= The Fanatic (novel) =

First edition

The Fanatic is a novel written by the Scottish author James Robertson, first published in 2000.

==Overview==
The book progresses along two lines. The first is historical and deals with the events of the Scottish Covenanters of the 17th Century. The second thread tells the story of a tourist guide (Andrew Carlin) in devolution-era Edinburgh, whose interest in the character he portrays leads to his study and obsession with two men: James Mitchel, a Protestant fanatic, convinced of a deep connection with God; and Major Thomas Weir, a presbyterian hardliner who was executed in 1670 for supposed witchcraft. The novel was Robertson's first major work and showed early signs of the success that was to follow in Joseph Knight and The Testament of Gideon Mack.

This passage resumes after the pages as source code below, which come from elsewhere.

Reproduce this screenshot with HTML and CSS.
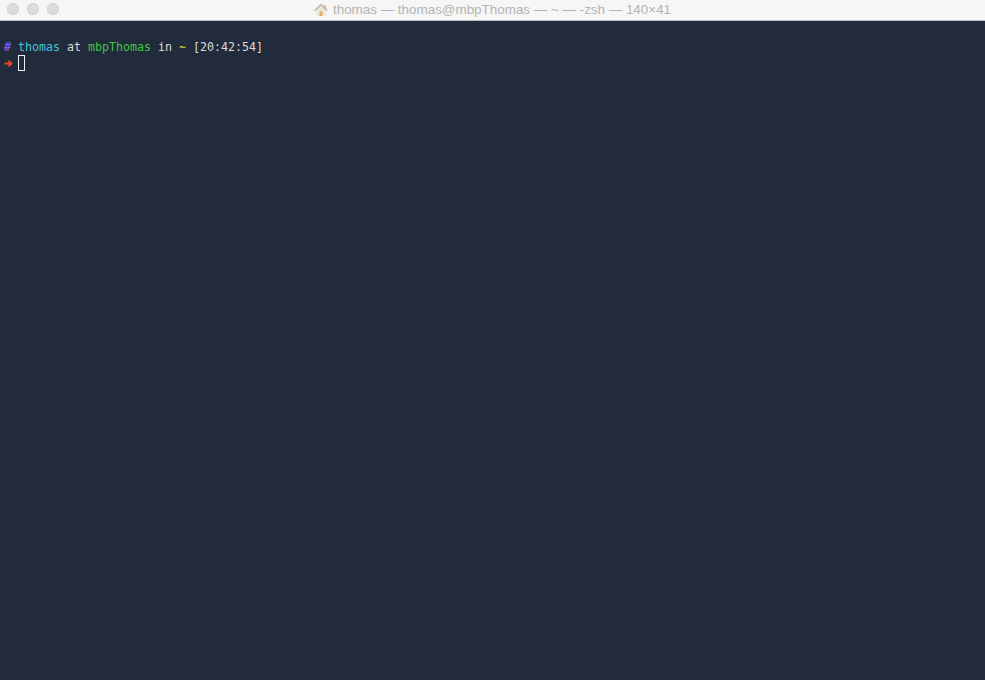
FILE: index.html
```html
<!DOCTYPE html>
<html lang="en">
<head>
<meta charset="utf-8">
<title>thomas — zsh</title>
<link rel="stylesheet" href="styles.css">
</head>
<body>
<div class="window">
  <header class="titlebar">
    <div class="lights">
      <span class="light"></span>
      <span class="light"></span>
      <span class="light"></span>
    </div>
    <div class="title">
      <svg class="home" width="14" height="14" viewBox="0 0 14 14" aria-hidden="true">
        <path d="M2.6 7V13H11.4V7L7 3Z" fill="#ece6dc"/>
        <path d="M0.8 7.6L7 1.8L13.2 7.6" fill="none" stroke="#c4b4a6" stroke-width="1.5"/>
        <rect x="10" y="2" width="1.6" height="3" fill="#c4b4a6"/>
        <rect x="5.6" y="8.4" width="2.8" height="4.6" fill="#e9a85c"/>
      </svg>
      <span>thomas — thomas@mbpThomas — ~ — -zsh — 140×41</span>
    </div>
  </header>
  <main class="terminal">
    <div class="line"></div>
    <div class="line"><span class="hash">#</span> <span class="user">thomas</span> <span class="plain">at</span> <span class="host">mbpThomas</span> <span class="plain">in</span> <span class="dir">~</span> <span class="plain">[20:42:54]</span></div>
    <div class="line"><svg class="arrow" width="9" height="7" viewBox="0 0 9 7" aria-hidden="true"><path d="M0.5 3.5H6.5M4.4 0.8L7.6 3.5L4.4 6.2" fill="none" stroke="#df4a2c" stroke-width="1.8"/></svg><span class="cursor"></span></div>
  </main>
</div>
</body>
</html>
```
FILE: styles.css
```css
html, body {
  margin: 0;
  padding: 0;
  height: 100%;
  overflow: hidden;
}
.window {
  display: flex;
  flex-direction: column;
  height: 680px;
  background: #222b3b;
}
.titlebar {
  display: flex;
  align-items: center;
  justify-content: center;
  position: relative;
  flex: none;
  height: 21px;
  box-sizing: border-box;
  background: #f6f6f6;
  border-bottom: 1px solid #bdbdbd;
}
.lights {
  position: absolute;
  left: 7px;
  top: 3px;
  display: flex;
  gap: 8px;
}
.light {
  width: 12px;
  height: 12px;
  border-radius: 50%;
  background: #dcdcdc;
  box-shadow: inset 0 0 0 1px #d4d4d4;
}
.title {
  display: flex;
  align-items: center;
  gap: 5px;
  font: 13.43px/18px "Liberation Sans", Arial, sans-serif;
  color: #b4b4b4;
}
.home { flex: none; }
.terminal {
  flex: 1;
  padding: 2px 0 0 4px;
  font: 11.63px/16px "DejaVu Sans Mono", monospace;
  color: #d8dadd;
}
.line {
  height: 16px;
  white-space: pre;
  display: flow-root;
}
.hash { color: #7c5af0; font-weight: bold; font-style: italic; }
.user { color: #3fc6d6; }
.plain { color: #d8dadd; }
.host { color: #3fc646; }
.dir { color: #c8c83c; font-weight: bold; }
.arrow {
  float: left;
  margin: 5px 5px 0 0;
}
.cursor {
  display: block;
  float: left;
  width: 7px;
  height: 16px;
  box-sizing: border-box;
  border: 1px solid #f0f0f0;
}
```
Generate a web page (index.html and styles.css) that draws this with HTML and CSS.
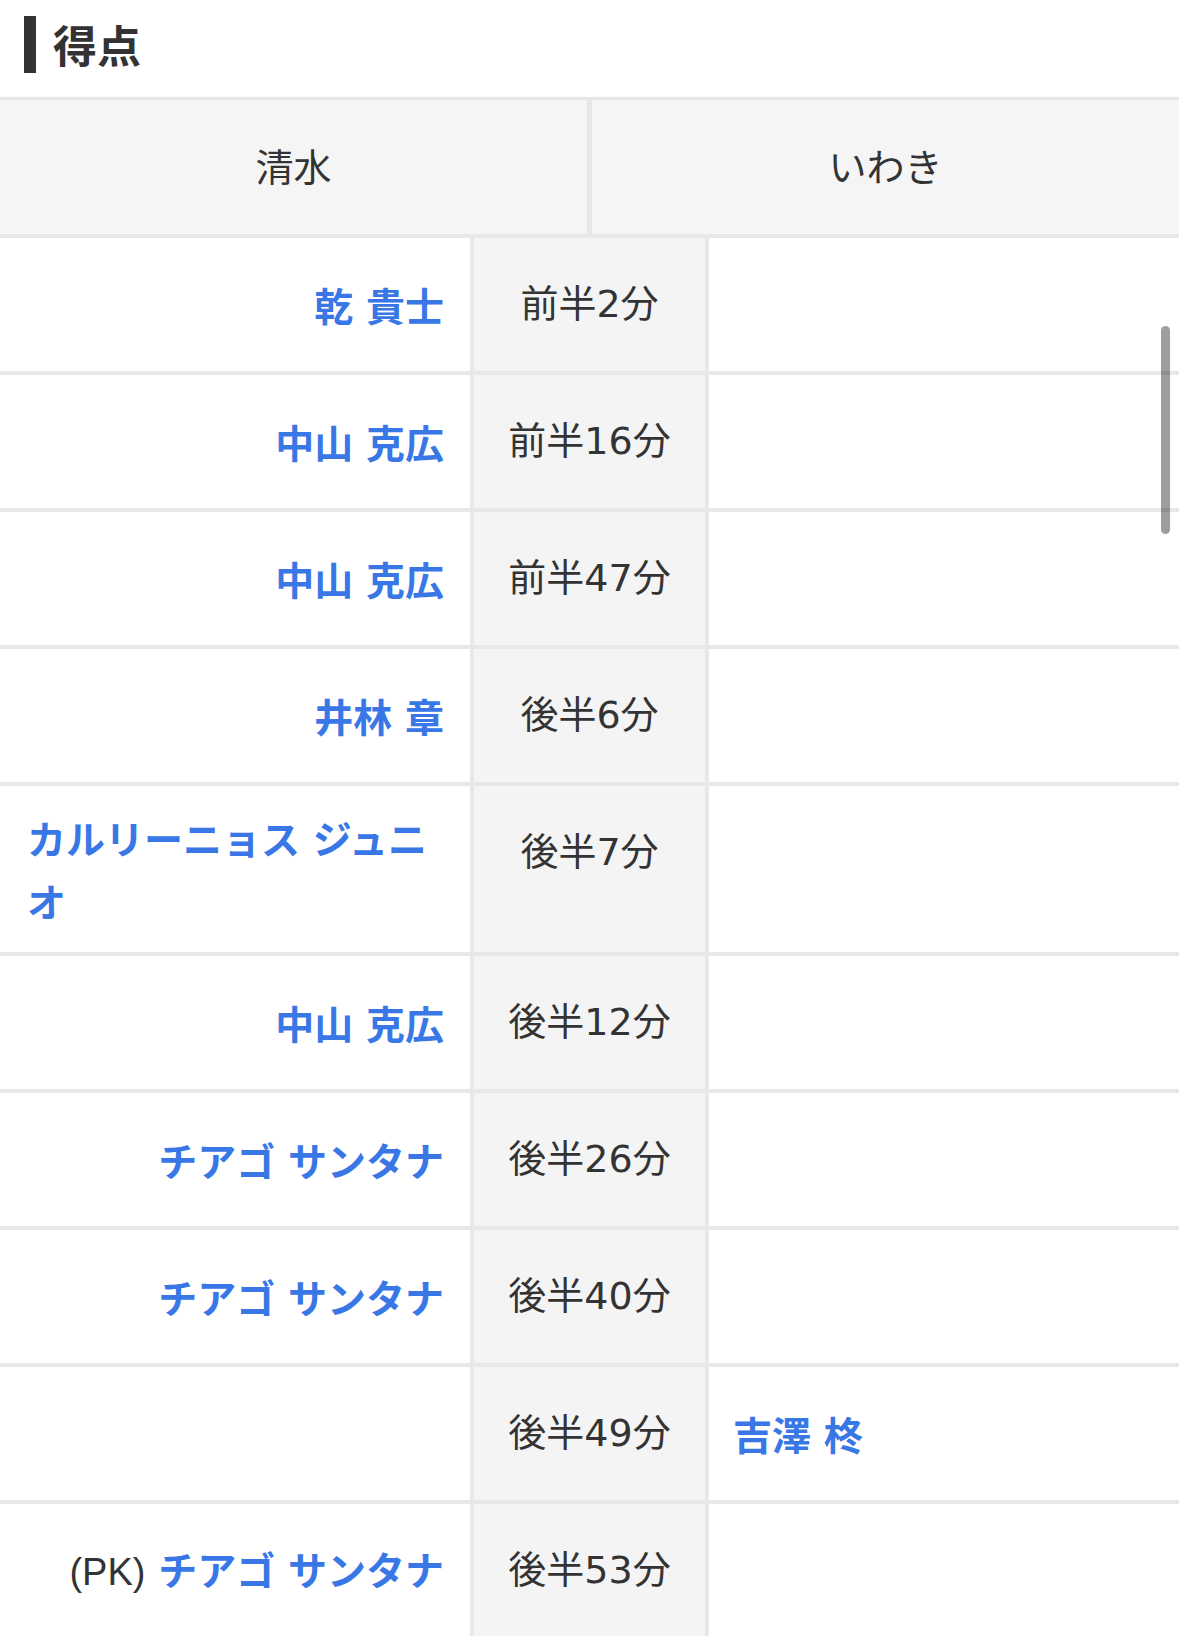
FILE: index.html
```html
<!DOCTYPE html>
<html lang="ja">
<head>
<meta charset="utf-8">
<title>得点</title>
<link rel="stylesheet" href="styles.css">
</head>
<body>
<div class="page">
  <h2 class="section-title"><span class="title-bar"></span><span class="title-text">得点</span></h2>
  <div class="score-table">
    <div class="team-head">
      <div class="team">清水</div>
      <div class="team">いわき</div>
    </div>
    <div class="goals">
      <div class="home"><span class="nm"><a class="player">乾 貴士</a></span></div>
      <div class="time">前半2分</div>
      <div class="away"></div>

      <div class="home"><span class="nm"><a class="player">中山 克広</a></span></div>
      <div class="time">前半16分</div>
      <div class="away"></div>

      <div class="home"><span class="nm"><a class="player">中山 克広</a></span></div>
      <div class="time">前半47分</div>
      <div class="away"></div>

      <div class="home"><span class="nm"><a class="player">井林 章</a></span></div>
      <div class="time">後半6分</div>
      <div class="away"></div>

      <div class="home"><span class="nm"><a class="player">カルリーニョス ジュニオ</a></span></div>
      <div class="time">後半7分</div>
      <div class="away"></div>

      <div class="home"><span class="nm"><a class="player">中山 克広</a></span></div>
      <div class="time">後半12分</div>
      <div class="away"></div>

      <div class="home"><span class="nm"><a class="player">チアゴ サンタナ</a></span></div>
      <div class="time">後半26分</div>
      <div class="away"></div>

      <div class="home"><span class="nm"><a class="player">チアゴ サンタナ</a></span></div>
      <div class="time">後半40分</div>
      <div class="away"></div>

      <div class="home"></div>
      <div class="time">後半49分</div>
      <div class="away"><span class="nm"><a class="player">吉澤 柊</a></span></div>

      <div class="home"><span class="nm"><span class="note">(PK)</span> <a class="player">チアゴ サンタナ</a></span></div>
      <div class="time">後半53分</div>
      <div class="away"></div>
    </div>
  </div>
  <div class="scrollbar"></div>
</div>
</body>
</html>
```

FILE: styles.css
```css
html, body {
  margin: 0;
  padding: 0;
  background: #ffffff;
}

body {
  font-family: "Noto Sans CJK JP", "Noto Sans", sans-serif;
  color: #333333;
  width: 1179px;
  height: 1636px;
  overflow: hidden;
}

.page {
  position: relative;
  width: 1179px;
}

.section-title {
  display: flex;
  align-items: center;
  margin: 0;
  padding: 16px 0 24px 24px;
  height: 57px;
}

.title-bar {
  display: block;
  width: 12px;
  height: 57px;
  background: #333333;
}

.title-text {
  margin-left: 17px;
  font-size: 44px;
  font-weight: 700;
  line-height: 57px;
  color: #333333;
}

.score-table {
  border-top: 3px solid #e6e6e6;
  background: #e8e8e8;
}

.team-head {
  display: grid;
  grid-template-columns: 587px 1fr;
  column-gap: 5px;
  padding-bottom: 4px;
}

.team {
  height: 128px;
  padding-bottom: 6px;
  display: flex;
  align-items: center;
  justify-content: center;
  background: #f5f5f5;
  font-size: 38px;
  color: #333333;
}

.goals {
  display: grid;
  grid-template-columns: 470px 231px 1fr;
  grid-auto-rows: minmax(133px, auto);
  gap: 4px;
}

.home, .away {
  background: #ffffff;
  display: flex;
  align-items: center;
  padding: 20px 26px 20px 27px;
}

.home {
  justify-content: flex-end;
}

.away {
  justify-content: flex-start;
  padding-left: 24px;
}

.nm {
  display: inline-block;
  font-size: 39px;
  line-height: 63px;
  word-spacing: 4px;
  text-align: left;
}

.player {
  color: #3a77e6;
  font-weight: 700;
  text-decoration: none;
}

.note {
  color: #333333;
  font-family: "Liberation Sans", "Noto Sans CJK JP", sans-serif;
  font-size: 38px;
  font-weight: 400;
}

.time {
  background: #f4f4f4;
  text-align: center;
  font-family: "DejaVu Sans", "Noto Sans CJK JP", sans-serif;
  font-size: 38px;
  line-height: 63px;
  padding-top: 35px;
  color: #333333;
}

.scrollbar {
  position: absolute;
  left: 1161px;
  top: 326px;
  width: 9px;
  height: 208px;
  border-radius: 5px;
  background: rgba(0, 0, 0, 0.38);
}
```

==List of main characters==

| Character | Notes | Historical/Fictional |
|---|---|---|
| Andrew Carlin | Protagonist, tour worker | Fictional |
| James Mitchel | 17th century religious fanatic | There was a James Mitchell (2 ls) who tried to kill Sharp executed 1676 |
| Major Thomas Weir | Covenanter, executed for witchcraft | Historical |
| Hugh Hardie | Tour guide | Fictional |
| Jean Weir | The Major's sister, executed for incest and witchcraft | Historical |

==Information==
Andrew Carlin works as a ghost on a nightly tour of Old Edinburgh. With Stick, cape and rubber rat he pretends to be the spirit of Major Weir, a religious extremist burnt at the stake in 1670. Carlin's research into Weir draws him into the past and, in particular, to James Mitchel, a 'justified sinner', imprisoned in 1674 for the attempted assassination of the Archbishop of St Andrews. Through the story of Carlin and Mitchel, The Fanatic reveals an extraordinary history of Scotland: a tale of betrayals, stolen meetings, lost memories, smuggled journeys and disguised identities.

==Critical response==
Like the majority of Robertson's other work, The Fanatic has a strong historical, social and political backbone running throughout the novel. Taken from the blurb of the 2001 edition, the Scotland on Sunday newspaper was full of high praise: 'Robertson takes not just history but the notion of history; not just the question of what truth is but the act of questioning itself and breathes an extraordinary life into them...In this complex, superbly claustrophobic novel where everything is meticulously researched and, just as importantly, meticulously imagined, he urges us to see ourselves anew.'

==Publication information==
Published by HarperCollins (United Kingdom) / Fourth Estate (United States), 2001. ISBN 978-1-84115-189-2.